I have never understood the concept of the fiscal multiplier effect, wherein the government takes money out of the private economy and then disperses to fund, say, fixing roads and other infrastructure projects. Advocates say that is "creates jobs." How can that be? Really, it's a zero sum game --- just confiscating money by the government to fund pet projects that could be spent or invested by private people, probably in a more efficient manner. As George Will said in a column last week:
“Last Feb. 24, when unemployment was 8.2 percent, Obama said in the second sentence of his speech to Congress that the economy ‘is a concern that rises above all others’ and later that his agenda ‘begins with jobs.’ After 11 months of health care momomania, he said [last] Wednesday that ‘jobs must be our No. 1 focus.’ Unemployment is 10 percent [now].
“He called Wednesday [during his State of the Union speech] for a third stimulus (the first was his predecessor’s, in February 2008) although the S-word [stimulus] has been banished in favor of [a] ‘jobs bill.’ It will inject into the economy money that government siphons from the economy, thereby somehow creating jobs. And you thought alchemy was strange.”
In the New York Post today, it was reported that the city of New York “created or saved 27,218 of the 599,108 jobs the White House reported generating nationally in the final three months of 2009 as a result of federal stimulus funds pumped into the crippled economy.” The paper says most of the $5.85 billion allocated to NYC went to schools ($2bn); Medicaid ($1.6bn); other health and social-service needs ($963m); and infrastructure ($899m). Some of the jobs “created,” says the Post were part-timers in the city’s “summer youth employment program.” Actually the 19,518 part-timers jobs created equal 2,882 “full-time” jobs. I don't know. That description doens't impress me; it doesn't sound like the money spent will create sustainable jobs for the long haul.
Why not keep the money in the private economy and let it get allocated to where people think it should go to best suit their own needs and goals? After all, tax cuts are a proven way to stimulate the economy (it's the other way besides government spending to increase aggregate demand.) The U.S. has one of the highest corporate tax rates (at 35 percent) in the world. Why not slash that rate permanently (since temporary tax breaks don’t really inspire investment, mostly just hoarding since the tax will just come back)?
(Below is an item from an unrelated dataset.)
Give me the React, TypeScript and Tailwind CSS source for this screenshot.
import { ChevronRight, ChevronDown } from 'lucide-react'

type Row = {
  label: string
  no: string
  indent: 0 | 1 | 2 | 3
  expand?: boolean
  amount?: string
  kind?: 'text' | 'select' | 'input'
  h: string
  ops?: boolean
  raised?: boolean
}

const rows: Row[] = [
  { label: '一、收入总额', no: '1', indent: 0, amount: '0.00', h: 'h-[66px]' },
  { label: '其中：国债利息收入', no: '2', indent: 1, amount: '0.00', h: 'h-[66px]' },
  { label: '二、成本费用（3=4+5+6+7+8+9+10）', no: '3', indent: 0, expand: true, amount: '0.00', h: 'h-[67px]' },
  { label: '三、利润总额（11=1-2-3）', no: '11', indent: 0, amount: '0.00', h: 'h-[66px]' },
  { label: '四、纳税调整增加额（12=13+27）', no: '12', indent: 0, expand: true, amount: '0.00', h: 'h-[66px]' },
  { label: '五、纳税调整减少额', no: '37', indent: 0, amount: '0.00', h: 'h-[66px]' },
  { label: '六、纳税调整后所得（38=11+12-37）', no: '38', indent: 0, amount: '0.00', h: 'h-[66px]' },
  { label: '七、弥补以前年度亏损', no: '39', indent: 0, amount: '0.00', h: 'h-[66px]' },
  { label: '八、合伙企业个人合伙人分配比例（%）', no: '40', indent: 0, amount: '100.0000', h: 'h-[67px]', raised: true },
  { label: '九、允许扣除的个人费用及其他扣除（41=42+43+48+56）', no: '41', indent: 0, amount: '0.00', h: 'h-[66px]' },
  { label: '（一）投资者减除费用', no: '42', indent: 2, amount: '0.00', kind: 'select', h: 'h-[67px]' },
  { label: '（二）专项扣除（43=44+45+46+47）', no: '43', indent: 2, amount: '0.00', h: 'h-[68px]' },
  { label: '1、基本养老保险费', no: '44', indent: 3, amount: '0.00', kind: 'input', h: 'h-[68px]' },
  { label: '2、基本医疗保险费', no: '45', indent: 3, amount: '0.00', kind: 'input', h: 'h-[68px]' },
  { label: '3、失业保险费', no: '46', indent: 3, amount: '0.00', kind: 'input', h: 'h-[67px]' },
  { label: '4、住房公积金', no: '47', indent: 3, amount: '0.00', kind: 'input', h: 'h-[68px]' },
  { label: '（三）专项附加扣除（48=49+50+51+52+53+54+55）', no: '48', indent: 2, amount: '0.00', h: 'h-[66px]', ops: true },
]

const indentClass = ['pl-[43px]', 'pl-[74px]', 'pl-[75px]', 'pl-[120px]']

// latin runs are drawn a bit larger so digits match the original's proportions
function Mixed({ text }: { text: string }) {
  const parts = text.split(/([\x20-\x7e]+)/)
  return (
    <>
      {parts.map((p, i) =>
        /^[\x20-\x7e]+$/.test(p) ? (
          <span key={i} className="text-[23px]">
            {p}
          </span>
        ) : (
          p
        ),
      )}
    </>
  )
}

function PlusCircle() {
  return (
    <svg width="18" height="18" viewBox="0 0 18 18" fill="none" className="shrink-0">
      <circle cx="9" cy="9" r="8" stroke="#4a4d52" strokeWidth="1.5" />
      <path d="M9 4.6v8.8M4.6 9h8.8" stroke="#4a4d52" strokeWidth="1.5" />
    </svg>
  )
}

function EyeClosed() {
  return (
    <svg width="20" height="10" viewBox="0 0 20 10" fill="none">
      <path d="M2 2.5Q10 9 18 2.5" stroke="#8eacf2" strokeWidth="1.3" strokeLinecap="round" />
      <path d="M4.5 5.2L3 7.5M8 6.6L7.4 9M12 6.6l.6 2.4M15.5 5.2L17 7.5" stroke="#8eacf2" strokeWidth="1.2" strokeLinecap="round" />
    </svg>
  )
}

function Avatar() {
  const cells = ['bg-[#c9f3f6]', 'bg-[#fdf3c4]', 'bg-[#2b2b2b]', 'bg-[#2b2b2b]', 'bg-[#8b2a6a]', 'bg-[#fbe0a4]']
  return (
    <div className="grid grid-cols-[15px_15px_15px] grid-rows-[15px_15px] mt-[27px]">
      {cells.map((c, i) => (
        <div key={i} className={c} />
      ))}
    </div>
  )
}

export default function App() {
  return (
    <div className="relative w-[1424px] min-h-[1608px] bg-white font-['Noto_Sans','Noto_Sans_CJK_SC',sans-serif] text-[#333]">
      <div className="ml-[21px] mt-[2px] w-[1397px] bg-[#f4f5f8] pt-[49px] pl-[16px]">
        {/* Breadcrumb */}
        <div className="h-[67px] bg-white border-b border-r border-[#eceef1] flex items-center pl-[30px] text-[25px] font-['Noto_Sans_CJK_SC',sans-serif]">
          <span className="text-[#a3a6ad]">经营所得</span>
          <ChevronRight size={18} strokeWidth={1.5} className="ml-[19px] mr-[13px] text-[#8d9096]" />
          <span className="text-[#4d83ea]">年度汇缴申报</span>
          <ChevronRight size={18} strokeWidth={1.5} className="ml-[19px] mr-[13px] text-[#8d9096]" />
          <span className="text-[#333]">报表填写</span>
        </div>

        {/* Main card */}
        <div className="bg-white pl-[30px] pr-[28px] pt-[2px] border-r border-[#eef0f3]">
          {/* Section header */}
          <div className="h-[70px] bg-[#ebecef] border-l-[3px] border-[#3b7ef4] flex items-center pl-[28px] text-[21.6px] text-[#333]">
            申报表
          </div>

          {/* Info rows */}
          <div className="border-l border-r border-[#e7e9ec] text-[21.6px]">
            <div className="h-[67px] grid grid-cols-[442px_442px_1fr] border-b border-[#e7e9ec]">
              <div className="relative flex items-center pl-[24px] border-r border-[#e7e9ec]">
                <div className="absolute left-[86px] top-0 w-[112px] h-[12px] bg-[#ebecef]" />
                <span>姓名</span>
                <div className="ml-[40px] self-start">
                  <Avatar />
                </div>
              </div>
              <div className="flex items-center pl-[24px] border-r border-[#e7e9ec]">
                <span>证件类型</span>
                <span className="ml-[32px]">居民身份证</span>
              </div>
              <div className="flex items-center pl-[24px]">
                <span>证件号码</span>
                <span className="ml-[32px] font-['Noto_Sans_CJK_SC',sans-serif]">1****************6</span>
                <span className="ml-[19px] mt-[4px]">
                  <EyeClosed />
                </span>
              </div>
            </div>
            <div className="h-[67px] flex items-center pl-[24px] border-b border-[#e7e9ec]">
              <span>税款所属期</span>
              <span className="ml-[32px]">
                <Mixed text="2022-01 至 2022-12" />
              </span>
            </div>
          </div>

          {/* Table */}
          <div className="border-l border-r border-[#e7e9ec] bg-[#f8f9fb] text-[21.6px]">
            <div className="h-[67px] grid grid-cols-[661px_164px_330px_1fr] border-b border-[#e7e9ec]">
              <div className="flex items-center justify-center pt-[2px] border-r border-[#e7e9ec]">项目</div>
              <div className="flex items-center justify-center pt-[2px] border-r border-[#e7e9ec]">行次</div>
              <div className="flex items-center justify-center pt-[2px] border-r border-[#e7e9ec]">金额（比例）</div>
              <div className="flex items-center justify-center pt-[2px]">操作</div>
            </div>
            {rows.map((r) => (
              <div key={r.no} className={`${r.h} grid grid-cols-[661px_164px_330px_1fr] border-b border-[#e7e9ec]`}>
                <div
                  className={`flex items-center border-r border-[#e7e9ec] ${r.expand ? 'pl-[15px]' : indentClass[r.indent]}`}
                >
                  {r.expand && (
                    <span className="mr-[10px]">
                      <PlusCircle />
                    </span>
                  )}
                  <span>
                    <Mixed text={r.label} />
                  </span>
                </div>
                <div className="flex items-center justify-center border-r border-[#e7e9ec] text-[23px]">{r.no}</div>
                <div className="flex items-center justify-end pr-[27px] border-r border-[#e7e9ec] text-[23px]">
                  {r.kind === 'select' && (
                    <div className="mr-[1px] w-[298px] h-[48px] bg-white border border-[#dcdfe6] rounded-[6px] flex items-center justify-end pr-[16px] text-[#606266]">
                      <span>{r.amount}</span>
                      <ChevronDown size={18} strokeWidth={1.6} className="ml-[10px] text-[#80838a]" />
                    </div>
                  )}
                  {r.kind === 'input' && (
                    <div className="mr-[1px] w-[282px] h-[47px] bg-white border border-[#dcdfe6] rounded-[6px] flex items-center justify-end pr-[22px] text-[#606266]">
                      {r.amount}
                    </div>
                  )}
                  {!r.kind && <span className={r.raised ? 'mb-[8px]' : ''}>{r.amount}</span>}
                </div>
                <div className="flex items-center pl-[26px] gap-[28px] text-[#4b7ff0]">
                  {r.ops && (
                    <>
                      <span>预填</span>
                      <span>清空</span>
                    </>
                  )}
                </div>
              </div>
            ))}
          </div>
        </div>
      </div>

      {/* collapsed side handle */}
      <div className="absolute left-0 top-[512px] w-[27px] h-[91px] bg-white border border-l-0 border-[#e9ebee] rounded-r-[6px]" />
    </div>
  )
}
That would be one way to immediately inject money into the economy.
By the way, on January 22, David Rosenberg, the chief economist and strategist for Toronto-based Gluskin Sheff, wrote this about health care reform: “Just as the focus on health-care reform (as laudable a goal as that is) ended up freezing activity in the small business sector, which represent two-thirds of the employment pie, creating a heightened sense of uncertainty in the financial space, which at this time, is only going to stand further in the way of creating jobs. . . . Bashing the banks at this time is not very likely going to do much except perpetuate this very high level of uncertainty in the business sector and post another roadblock on the way to better times in the labor market.” Rosenberg noted that hiring to staff the coming census, while coming at a good time, “are hardly full-time positions and not exactly part of any long-term strategy to stimulate employment and retool the swelling ranks of the unemployed.”
I recommend Amity Shlaes new book, The Forgotten Man, for more on how uncertainty caused by FDR's government programs, taxes and regulation dampen economic activity during the Depression.